▸ SOURCE MATERIAL
=-=-=-=-=

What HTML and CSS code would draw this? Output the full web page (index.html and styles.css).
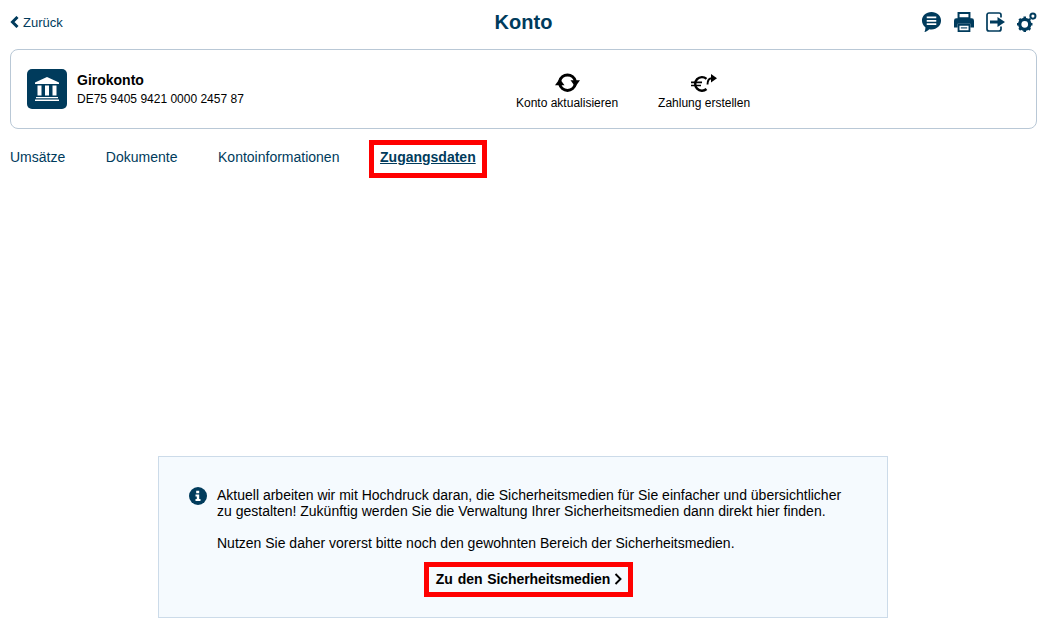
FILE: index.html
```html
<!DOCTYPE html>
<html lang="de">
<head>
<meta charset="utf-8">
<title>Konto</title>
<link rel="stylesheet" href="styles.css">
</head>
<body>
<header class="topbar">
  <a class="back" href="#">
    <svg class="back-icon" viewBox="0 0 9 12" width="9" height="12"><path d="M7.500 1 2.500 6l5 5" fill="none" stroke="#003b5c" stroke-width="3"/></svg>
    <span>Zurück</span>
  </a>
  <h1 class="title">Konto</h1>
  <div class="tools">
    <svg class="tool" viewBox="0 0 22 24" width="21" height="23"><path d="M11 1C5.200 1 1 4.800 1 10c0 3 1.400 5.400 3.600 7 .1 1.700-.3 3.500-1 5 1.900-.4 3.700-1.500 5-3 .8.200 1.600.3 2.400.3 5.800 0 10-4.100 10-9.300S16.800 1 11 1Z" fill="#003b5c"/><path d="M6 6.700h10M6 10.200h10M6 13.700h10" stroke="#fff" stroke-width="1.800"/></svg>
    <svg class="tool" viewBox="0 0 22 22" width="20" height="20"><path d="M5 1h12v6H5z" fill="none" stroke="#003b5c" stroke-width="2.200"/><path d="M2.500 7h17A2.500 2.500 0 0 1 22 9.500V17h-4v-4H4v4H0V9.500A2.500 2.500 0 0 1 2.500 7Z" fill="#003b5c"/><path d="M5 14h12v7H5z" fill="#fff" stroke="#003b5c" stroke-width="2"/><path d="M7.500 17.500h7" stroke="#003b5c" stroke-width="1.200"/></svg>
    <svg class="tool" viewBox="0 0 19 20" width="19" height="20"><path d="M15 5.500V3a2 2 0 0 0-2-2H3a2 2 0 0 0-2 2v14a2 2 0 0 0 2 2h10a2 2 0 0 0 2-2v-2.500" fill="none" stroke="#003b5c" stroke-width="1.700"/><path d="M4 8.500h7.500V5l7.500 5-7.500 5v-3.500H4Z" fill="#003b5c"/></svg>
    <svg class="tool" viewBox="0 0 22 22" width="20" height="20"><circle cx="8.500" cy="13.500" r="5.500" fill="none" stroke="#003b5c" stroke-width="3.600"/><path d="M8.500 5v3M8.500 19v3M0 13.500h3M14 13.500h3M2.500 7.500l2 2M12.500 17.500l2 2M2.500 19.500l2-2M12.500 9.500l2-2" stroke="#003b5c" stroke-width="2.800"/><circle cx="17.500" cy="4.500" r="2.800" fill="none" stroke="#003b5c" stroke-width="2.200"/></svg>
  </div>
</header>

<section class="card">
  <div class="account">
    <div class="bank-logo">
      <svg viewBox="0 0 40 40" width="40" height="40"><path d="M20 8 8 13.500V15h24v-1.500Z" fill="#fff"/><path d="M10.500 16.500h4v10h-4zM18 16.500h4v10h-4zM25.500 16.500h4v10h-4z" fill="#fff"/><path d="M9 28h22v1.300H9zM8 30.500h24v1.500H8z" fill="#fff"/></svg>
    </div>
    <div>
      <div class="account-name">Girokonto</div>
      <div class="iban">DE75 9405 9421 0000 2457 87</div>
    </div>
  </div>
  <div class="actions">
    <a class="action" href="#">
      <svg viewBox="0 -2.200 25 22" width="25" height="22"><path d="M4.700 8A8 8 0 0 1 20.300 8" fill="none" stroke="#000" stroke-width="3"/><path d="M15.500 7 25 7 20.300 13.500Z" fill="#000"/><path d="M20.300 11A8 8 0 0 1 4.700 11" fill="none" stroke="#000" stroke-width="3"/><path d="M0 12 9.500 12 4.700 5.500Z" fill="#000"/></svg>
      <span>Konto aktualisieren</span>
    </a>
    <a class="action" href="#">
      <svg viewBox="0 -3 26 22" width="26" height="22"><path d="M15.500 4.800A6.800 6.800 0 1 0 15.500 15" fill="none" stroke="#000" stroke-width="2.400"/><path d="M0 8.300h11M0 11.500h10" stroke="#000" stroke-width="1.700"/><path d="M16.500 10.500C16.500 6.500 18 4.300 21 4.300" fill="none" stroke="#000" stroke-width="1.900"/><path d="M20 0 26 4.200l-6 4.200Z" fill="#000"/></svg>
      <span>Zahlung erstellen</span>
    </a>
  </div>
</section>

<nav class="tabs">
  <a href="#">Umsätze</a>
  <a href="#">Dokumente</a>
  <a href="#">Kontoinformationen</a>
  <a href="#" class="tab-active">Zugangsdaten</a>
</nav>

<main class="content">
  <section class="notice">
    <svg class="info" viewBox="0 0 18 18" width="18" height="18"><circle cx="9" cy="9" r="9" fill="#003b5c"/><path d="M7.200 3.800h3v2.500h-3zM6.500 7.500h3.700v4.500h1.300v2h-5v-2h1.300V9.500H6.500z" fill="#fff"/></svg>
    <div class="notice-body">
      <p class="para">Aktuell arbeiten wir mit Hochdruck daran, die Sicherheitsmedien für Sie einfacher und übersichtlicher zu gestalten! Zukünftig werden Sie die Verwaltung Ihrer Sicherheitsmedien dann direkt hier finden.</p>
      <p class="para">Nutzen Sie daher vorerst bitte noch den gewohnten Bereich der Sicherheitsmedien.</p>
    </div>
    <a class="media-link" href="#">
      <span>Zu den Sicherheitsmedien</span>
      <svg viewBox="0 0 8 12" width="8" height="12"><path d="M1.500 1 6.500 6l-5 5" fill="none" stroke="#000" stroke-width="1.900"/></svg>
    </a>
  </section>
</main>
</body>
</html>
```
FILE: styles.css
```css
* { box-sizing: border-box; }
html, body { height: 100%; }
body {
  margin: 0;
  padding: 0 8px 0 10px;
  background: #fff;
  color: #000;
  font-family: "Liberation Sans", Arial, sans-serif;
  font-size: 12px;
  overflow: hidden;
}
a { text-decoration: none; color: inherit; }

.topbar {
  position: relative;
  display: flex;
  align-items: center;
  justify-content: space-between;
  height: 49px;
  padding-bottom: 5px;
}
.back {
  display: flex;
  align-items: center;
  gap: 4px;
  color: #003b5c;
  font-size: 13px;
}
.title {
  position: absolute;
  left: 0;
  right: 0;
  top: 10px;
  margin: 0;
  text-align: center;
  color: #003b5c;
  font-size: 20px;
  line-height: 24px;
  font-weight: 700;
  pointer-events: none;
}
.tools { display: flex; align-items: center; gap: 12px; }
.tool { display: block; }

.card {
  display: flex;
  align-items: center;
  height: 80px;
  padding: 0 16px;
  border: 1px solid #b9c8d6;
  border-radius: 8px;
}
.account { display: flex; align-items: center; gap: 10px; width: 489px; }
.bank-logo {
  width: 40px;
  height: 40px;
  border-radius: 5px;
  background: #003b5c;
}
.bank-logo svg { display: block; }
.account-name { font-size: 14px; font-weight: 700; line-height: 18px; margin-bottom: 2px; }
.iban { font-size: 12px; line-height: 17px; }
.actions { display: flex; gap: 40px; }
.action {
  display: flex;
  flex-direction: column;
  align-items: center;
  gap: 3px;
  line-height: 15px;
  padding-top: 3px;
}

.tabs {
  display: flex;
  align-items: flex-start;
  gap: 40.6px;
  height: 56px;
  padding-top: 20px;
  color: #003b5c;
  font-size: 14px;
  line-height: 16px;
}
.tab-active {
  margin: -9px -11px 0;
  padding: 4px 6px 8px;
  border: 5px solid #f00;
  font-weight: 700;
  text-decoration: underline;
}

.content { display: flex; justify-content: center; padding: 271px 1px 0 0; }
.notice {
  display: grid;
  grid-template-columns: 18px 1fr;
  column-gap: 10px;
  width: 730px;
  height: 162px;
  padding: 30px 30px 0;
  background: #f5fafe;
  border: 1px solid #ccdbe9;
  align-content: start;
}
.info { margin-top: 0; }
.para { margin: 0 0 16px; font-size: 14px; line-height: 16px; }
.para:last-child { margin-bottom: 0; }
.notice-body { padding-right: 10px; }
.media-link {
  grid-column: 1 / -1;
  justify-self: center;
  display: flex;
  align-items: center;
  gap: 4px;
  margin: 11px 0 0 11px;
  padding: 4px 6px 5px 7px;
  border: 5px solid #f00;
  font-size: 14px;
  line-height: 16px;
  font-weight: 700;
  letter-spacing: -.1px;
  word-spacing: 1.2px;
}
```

=-=-=-=-=

Go through the listing above and work out how many lines contain the string "styles". Reply with the number alone.

▸ RESULT FOR THIS EXERCISE
3